*RECORDS SHOWN:*
········

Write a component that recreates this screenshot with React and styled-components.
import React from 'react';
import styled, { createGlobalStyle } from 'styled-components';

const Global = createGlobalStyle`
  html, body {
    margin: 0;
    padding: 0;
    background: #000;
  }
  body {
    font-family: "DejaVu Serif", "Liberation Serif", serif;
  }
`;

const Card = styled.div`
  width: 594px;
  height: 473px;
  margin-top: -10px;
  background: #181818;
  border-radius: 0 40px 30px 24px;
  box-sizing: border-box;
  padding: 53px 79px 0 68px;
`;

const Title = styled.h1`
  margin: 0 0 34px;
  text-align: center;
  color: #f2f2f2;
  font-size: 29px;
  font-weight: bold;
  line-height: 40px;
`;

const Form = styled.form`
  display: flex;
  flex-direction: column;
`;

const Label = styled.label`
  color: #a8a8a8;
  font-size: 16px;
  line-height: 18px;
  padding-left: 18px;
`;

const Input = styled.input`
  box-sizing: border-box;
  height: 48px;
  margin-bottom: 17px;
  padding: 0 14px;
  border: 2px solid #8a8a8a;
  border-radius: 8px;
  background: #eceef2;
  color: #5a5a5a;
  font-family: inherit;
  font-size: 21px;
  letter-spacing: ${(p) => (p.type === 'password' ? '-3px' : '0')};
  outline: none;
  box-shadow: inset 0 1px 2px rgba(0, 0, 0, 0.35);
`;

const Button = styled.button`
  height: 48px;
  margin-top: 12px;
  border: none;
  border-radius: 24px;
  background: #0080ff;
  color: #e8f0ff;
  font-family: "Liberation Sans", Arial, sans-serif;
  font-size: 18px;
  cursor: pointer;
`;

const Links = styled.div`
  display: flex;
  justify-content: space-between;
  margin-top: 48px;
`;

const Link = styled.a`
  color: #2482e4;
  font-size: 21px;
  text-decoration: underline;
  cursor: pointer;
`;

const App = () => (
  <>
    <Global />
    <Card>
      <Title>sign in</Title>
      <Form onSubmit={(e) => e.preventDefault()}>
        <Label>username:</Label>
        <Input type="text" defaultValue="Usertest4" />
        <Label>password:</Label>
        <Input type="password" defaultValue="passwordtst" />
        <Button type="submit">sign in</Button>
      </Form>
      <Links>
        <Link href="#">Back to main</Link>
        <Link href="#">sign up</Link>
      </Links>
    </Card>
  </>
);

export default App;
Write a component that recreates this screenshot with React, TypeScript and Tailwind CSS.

········

*TASK INSTRUCTIONS:* Output the full listing exactly as it stands.

*EXPECTED ANSWER:*
Write a component that recreates this screenshot with React and styled-components.
import React from 'react';
import styled, { createGlobalStyle } from 'styled-components';

const Global = createGlobalStyle`
  html, body {
    margin: 0;
    padding: 0;
    background: #000;
  }
  body {
    font-family: "DejaVu Serif", "Liberation Serif", serif;
  }
`;

const Card = styled.div`
  width: 594px;
  height: 473px;
  margin-top: -10px;
  background: #181818;
  border-radius: 0 40px 30px 24px;
  box-sizing: border-box;
  padding: 53px 79px 0 68px;
`;

const Title = styled.h1`
  margin: 0 0 34px;
  text-align: center;
  color: #f2f2f2;
  font-size: 29px;
  font-weight: bold;
  line-height: 40px;
`;

const Form = styled.form`
  display: flex;
  flex-direction: column;
`;

const Label = styled.label`
  color: #a8a8a8;
  font-size: 16px;
  line-height: 18px;
  padding-left: 18px;
`;

const Input = styled.input`
  box-sizing: border-box;
  height: 48px;
  margin-bottom: 17px;
  padding: 0 14px;
  border: 2px solid #8a8a8a;
  border-radius: 8px;
  background: #eceef2;
  color: #5a5a5a;
  font-family: inherit;
  font-size: 21px;
  letter-spacing: ${(p) => (p.type === 'password' ? '-3px' : '0')};
  outline: none;
  box-shadow: inset 0 1px 2px rgba(0, 0, 0, 0.35);
`;

const Button = styled.button`
  height: 48px;
  margin-top: 12px;
  border: none;
  border-radius: 24px;
  background: #0080ff;
  color: #e8f0ff;
  font-family: "Liberation Sans", Arial, sans-serif;
  font-size: 18px;
  cursor: pointer;
`;

const Links = styled.div`
  display: flex;
  justify-content: space-between;
  margin-top: 48px;
`;

const Link = styled.a`
  color: #2482e4;
  font-size: 21px;
  text-decoration: underline;
  cursor: pointer;
`;

const App = () => (
  <>
    <Global />
    <Card>
      <Title>sign in</Title>
      <Form onSubmit={(e) => e.preventDefault()}>
        <Label>username:</Label>
        <Input type="text" defaultValue="Usertest4" />
        <Label>password:</Label>
        <Input type="password" defaultValue="passwordtst" />
        <Button type="submit">sign in</Button>
      </Form>
      <Links>
        <Link href="#">Back to main</Link>
        <Link href="#">sign up</Link>
      </Links>
    </Card>
  </>
);

export default App;
Write a component that recreates this screenshot with React, TypeScript and Tailwind CSS.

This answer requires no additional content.